Gloria Cain added that the couple had been married for 43 years, and said, “I know Herman Cain and I know he has — he has always had too much respect for women to treat them in any type of negative way. That wasn’t a part of his being.” Herman and Gloria celebrated 52 years of marriage on June 23, 2020.

Cain joined the Antioch Baptist Church North, in Atlanta, when he was ten years old and told CBN News, “I’ve been in the church all my life. When I moved around in my corporate career, I always stayed involved in the church.”

He described for CBN the ordeal of going through chemotherapy and the removal of part of his colon and liver, after being diagnosed with stage 4 cancer in 2006. He said, “I only had a 30 percent chance of survival. God said ‘Herman, not yet,’” adding that God gave him signs along the way “that let me know that He was with me.”

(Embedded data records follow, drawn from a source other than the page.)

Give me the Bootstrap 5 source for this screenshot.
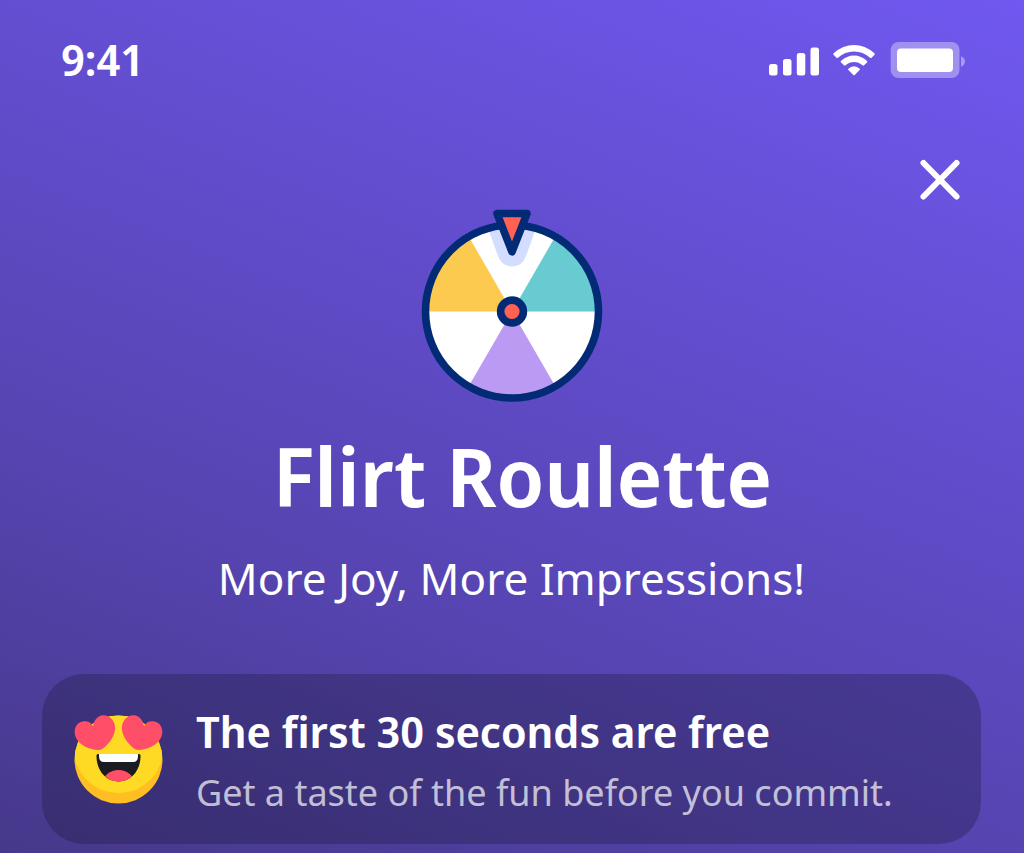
<!DOCTYPE html>
<html lang="en">
<head>
<meta charset="utf-8">
<meta name="viewport" content="width=device-width, initial-scale=1">
<title>Flirt Roulette</title>
<link rel="stylesheet" href="https://cdn.jsdelivr.net/npm/bootstrap@5.3.0/dist/css/bootstrap.min.css">
<style>
  body {
    font-family: "Noto Sans", sans-serif;
    background: linear-gradient(202deg, #7058f0 0%, #5644b0 68%, #46388a 100%) no-repeat;
  }
  svg { display: block; flex: none; }
  .clock, .hero-title, .offer-title { font-family: "Noto Sans Display", "Noto Sans", sans-serif; }
  .status-bar { padding: 29px 59px 0 61px; }
  .clock { font-size: 44px; line-height: 60px; }
  .close-row { padding: 65px 58px 0 0; }
  .close-button { line-height: 0; }
  .hero { padding: 2px 43px 0 42px; }
  .hero-title { font-size: 82px; line-height: 100px; margin-top: 21px; padding-left: 22px; }
  .hero-text { font-size: 44px; line-height: 60px; margin-top: 23px; }
  .offer { margin: 66px 43px 9px 42px; padding: 26px 32px; gap: 33px; border-radius: 42px; background: rgba(23, 23, 51, .3); }
  .offer-title { font-size: 44px; line-height: 62px; }
  .offer-text { font-size: 36px; line-height: 50px; margin-top: 6px; color: rgba(255, 255, 255, .7); }
</style>
</head>
<body class="min-vh-100 text-white">
  <header class="status-bar d-flex align-items-center justify-content-between">
    <time class="clock fw-semibold">9:41</time>
    <svg width="196" height="38" viewBox="0 -1 196 38" fill="#fff" role="img" aria-label="Signal, Wi-Fi and battery">
      <rect x="0" y="23" width="8.500" height="11.500" rx="2.500"/>
      <rect x="14" y="18" width="8.500" height="16.500" rx="2.500"/>
      <rect x="27.800" y="12" width="8.500" height="22.500" rx="2.500"/>
      <rect x="41.500" y="6.500" width="8.500" height="28" rx="2.500"/>
      <path d="M64.600 12.200Q74 4 85 4T105.400 12.200Q106.200 13 105.500 13.800L102.600 16.700Q101.800 17.400 101 16.700Q94 10.400 85 10.400T69 16.700Q68.200 17.400 67.400 16.700L64.500 13.800Q63.800 13 64.600 12.200Z"/>
      <path d="M72 20Q77.800 14.500 85 14.500T98 20Q98.800 20.800 98 21.500L95.100 24.200Q94.300 25 93.500 24.300Q89.800 20.900 85 20.900T76.500 24.300Q75.700 25 74.900 24.200L72 21.500Q71.200 20.800 72 20Z"/>
      <path d="M79.300 27.700Q81.800 25.200 85 25.200T90.700 27.700Q91.200 28.300 90.600 29L85.700 34Q85 34.600 84.300 34L79.400 29Q78.800 28.300 79.300 27.700Z"/>
      <rect x="121.700" y="1" width="68.800" height="36" rx="8" fill-opacity=".35"/>
      <rect x="128" y="7.500" width="56" height="23.500" rx="4"/>
      <path d="M192 15.300Q196 16.800 196 20.300T192 25.800Z" fill-opacity=".4"/>
    </svg>
  </header>
  <div class="close-row d-flex justify-content-end">
    <button type="button" class="close-button btn p-0 border-0" aria-label="Close">
      <svg width="52" height="52" viewBox="0 0 52 52" fill="none" stroke="#fff" stroke-width="6" stroke-linecap="round"><path d="M9.500 9L42.500 42.500M42.500 9L9.500 42.500"/></svg>
    </button>
  </div>
  <main>
    <section class="hero d-flex flex-column align-items-center text-center">
      <svg width="182" height="196" viewBox="0 .5 182 196" role="img" aria-label="Roulette wheel">
        <defs><clipPath id="disc"><circle cx="91" cy="104" r="84"/></clipPath></defs>
        <circle cx="91" cy="104" r="86" fill="#fff"/>
        <g clip-path="url(#disc)">
          <path d="M91 104H0V30L43.100 21Z" fill="#fdca50"/>
          <path d="M91 104H182V30L138.900 21Z" fill="#67cbd1"/>
          <path d="M91 104L40 192H142Z" fill="#bb9af3"/>
          <path d="M66 18L77 48.500Q81 59 91 59T105 48.500L116 18Z" fill="#d2ddff"/>
        </g>
        <circle cx="91" cy="104" r="86.500" fill="none" stroke="#032b75" stroke-width="7.600"/>
        <path d="M76 6H106L91 44.300Z" fill="#ff6152" stroke="#032b75" stroke-width="7.600" stroke-linejoin="round"/>
        <circle cx="91" cy="104" r="11.400" fill="#ff6152" stroke="#032b75" stroke-width="7.600"/>
      </svg>
      <h1 class="hero-title fw-semibold mb-0">Flirt Roulette</h1>
      <p class="hero-text mb-0">More Joy, More Impressions!</p>
    </section>
    <section class="offer d-flex align-items-center">
      <svg width="89" height="89" viewBox="0 0 89 89" role="img" aria-label="Smiling face with heart eyes">
        <defs>
          <clipPath id="face"><circle cx="44.500" cy="44.500" r="44"/></clipPath>
          <clipPath id="mouth"><path d="M22.500 40.500Q22.500 39 24 39H65Q66.500 39 66.500 40.500C67 54 58 66.500 44.500 66.500S22 54 22.500 40.500Z"/></clipPath>
          <path id="heart" d="M24 35C16 34.500 7 31 3 24.500C-2 16.500 1.500 8 8.500 6.500C13 5.500 17.500 7.500 19 11.200C20 5 24 .5 29 .3C36.500 0 42 7 41 15C40 23 33 31 28 34.200Q26 35.200 24 35Z"/>
        </defs>
        <circle cx="44.500" cy="44.500" r="44" fill="#ffbf24"/>
        <ellipse cx="44.500" cy="34" rx="44.500" ry="44" fill="#ffda24" clip-path="url(#face)"/>
        <g clip-path="url(#mouth)">
          <path d="M20 37H69V69H20Z" fill="#1a1c22"/>
          <ellipse cx="44.500" cy="68" rx="15.500" ry="13" fill="#ff4f68"/>
          <path d="M25 38H64V41Q64 47 59 47H30Q25 47 25 41Z" fill="#fff"/>
        </g>
        <use href="#heart" fill="#ff4f68"/>
        <use href="#heart" fill="#ff4f68" transform="matrix(-1 0 0 1 89 0)"/>
      </svg>
      <div>
        <h2 class="offer-title fw-semibold mb-0">The first 30 seconds are free</h2>
        <p class="offer-text mb-0">Get a taste of the fun before you commit.</p>
      </div>
    </section>
  </main>
<script src="https://cdn.jsdelivr.net/npm/bootstrap@5.3.0/dist/js/bootstrap.bundle.min.js"></script>
</body>
</html>
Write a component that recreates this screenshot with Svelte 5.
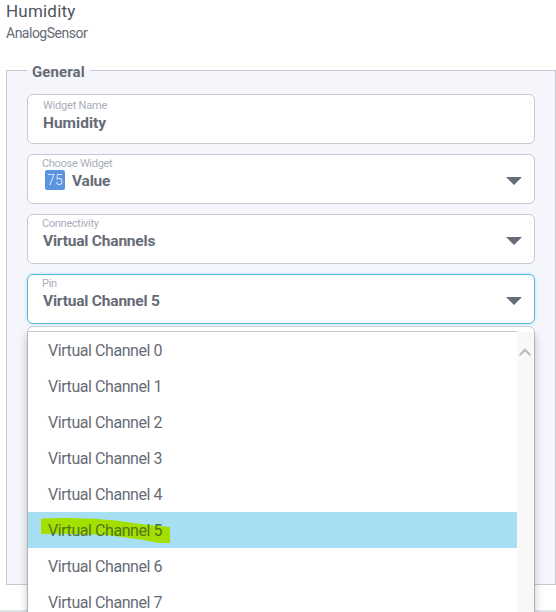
<script>
  const fields = [
    { label: 'Widget Name', value: 'Humidity', kind: 'text' },
    { label: 'Choose Widget', value: 'Value', kind: 'select', badge: '75' },
    { label: 'Connectivity', value: 'Virtual Channels', kind: 'select' },
    { label: 'Pin', value: 'Virtual Channel 5', kind: 'select', open: true }
  ];
  const options = Array.from({ length: 8 }, (_, i) => `Virtual Channel ${i}`);
  const selected = 5;
</script>

<main>
  <header>
    <h1>Humidity</h1>
    <p>AnalogSensor</p>
  </header>

  <section class="group">
    <h2>General</h2>
    {#each fields as f}
      <div class="field" class:text={f.kind === 'text'} class:open={f.open}>
        <span class="label">{f.label}</span>
        <div class="value">
          {#if f.badge}<span class="badge">{f.badge}</span>{/if}
          <strong>{f.value}</strong>
        </div>
        {#if f.kind === 'select'}
          <svg class="arrow" width="16" height="8" viewBox="0 0 16 8"><path d="M0 0H16L8 8Z" fill="#666c77" /></svg>
        {/if}
        {#if f.open}
          <div class="menu">
            <ul>
              {#each options as o, i}
                <li class:selected={i === selected}>
                  {#if i === selected}
                    <svg class="marker" width="130" height="28" viewBox="0 0 130 28"><path d="M0 2.5Q40 1 75 4.5Q104 9 129 11V27H118Q84 20 55 18.5Q25 17.5 0 18Z" fill="#a3e000" /></svg>
                  {/if}
                  <span>{o}</span>
                </li>
              {/each}
            </ul>
            <div class="scroll">
              <svg width="12" height="10" viewBox="0 0 12 10"><path d="M.5 8.5V5.8L6 .3L11.5 5.8V8.5L6 3.4Z" fill="#bcbcbc" /></svg>
            </div>
          </div>
        {/if}
      </div>
    {/each}
    <div class="field next"></div>
  </section>
  <footer></footer>
</main>

<style>
  :global(body) { overflow: hidden; background: #fff; }
  main {
    box-sizing: border-box;
    display: flex;
    flex-direction: column;
    width: 556px;
    height: 612px;
    overflow: hidden;
    font-family: Roboto, "Liberation Sans", sans-serif;
    color: #666b75;
  }
  header { flex: none; height: 70px; padding-left: 6px; box-sizing: border-box; }
  h1, h2, p, ul { margin: 0; padding: 0; font-weight: 400; }
  h1 { font-size: 17px; line-height: 22px; letter-spacing: .2px; color: #4e535d; }
  p { font-size: 14px; line-height: 22px; letter-spacing: -.5px; }
  .group {
    position: relative;
    box-sizing: border-box;
    flex: none;
    height: 515px;
    margin-left: 6px;
    padding: 23px 20px 0;
    display: flex;
    flex-direction: column;
    gap: 10px;
    border: 1px solid #c6c9d2;
    background: #f5f6fb;
  }
  h2 {
    position: absolute;
    left: 20px;
    top: -10px;
    height: 20px;
    padding: 0 5px;
    font-size: 15px;
    line-height: 22px;
    font-weight: 700;
    letter-spacing: .1px;
    background: linear-gradient(#fff 0 9px, #f5f6fb 9px);
  }
  .field {
    position: relative;
    box-sizing: border-box;
    flex: none;
    width: 508px;
    height: 50px;
    padding: 2px 14px 0;
    border: 1px solid #c7cad3;
    border-radius: 6px;
    background: #fff;
  }
  .label { display: block; font-size: 11px; line-height: 13px; letter-spacing: -.3px; color: #a9aeb9; }
  .text { padding-top: 4px; }
  .text .label { padding-left: 1px; letter-spacing: -.2px; }
  .text strong { letter-spacing: 0; }
  .value { display: flex; align-items: center; height: 22px; padding-left: 1px; }
  strong { font-size: 15.5px; line-height: 20px; font-weight: 700; letter-spacing: -.2px; white-space: nowrap; }
  .badge {
    width: 20px;
    height: 20px;
    margin: -2px 7px 0 2px;
    border-radius: 2px;
    background: #5b93e1;
    color: #e8f2ff;
    font-size: 14px;
    line-height: 21px;
    font-weight: 300;
    text-align: center;
  }
  .arrow { position: absolute; right: 12px; top: 22px; }
  .open { border-color: #57b7db; box-shadow: 0 0 4px #b8e4f6; z-index: 2; }
  .next { height: 300px; margin-top: -8px; }
  .menu {
    position: absolute;
    left: 0;
    top: 56px;
    display: flex;
    width: 506px;
    height: 290px;
    background: #fff;
    box-shadow: 0 4px 9px #0004;
    clip-path: inset(0 -12px -12px -12px);
  }
  ul { width: 489px; border-top: 1px solid #c7cad3; list-style: none; }
  li { position: relative; height: 36px; padding-left: 20px; font-size: 16px; line-height: 37px; letter-spacing: -.43px; }
  li span { position: relative; }
  .selected { background: #a6dff3; }
  .selected span { color: #52741f; }
  .marker { position: absolute; left: 13px; top: 4px; }
  .scroll { width: 17px; margin-top: 1px; background: #f8f8f8; }
  .scroll svg { display: block; margin: 16px 0 0 2px; }
  footer { flex: none; height: 2px; margin-top: 25px; background: #e1e4ea; }
</style>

Cain told the reporter, “I firmly believe that God kept me for a reason much bigger than I ever would have dreamed or imagined. Whether that is ultimately to become the President of the United States or not, I don’t know. I just know at this point I am following God’s plan.”

In delivering the news about Cain’s death, Calabrese wrote “I’m sorry I had to bring you bad news this morning. But the good news is that we had a man so good, so solid, so full of love and faith . . . that his death hits us this hard. Thank God for a man like that.”

Herman Cain is survived by his wife, Gloria; two children, Melanie and Vincent; and his grandchildren.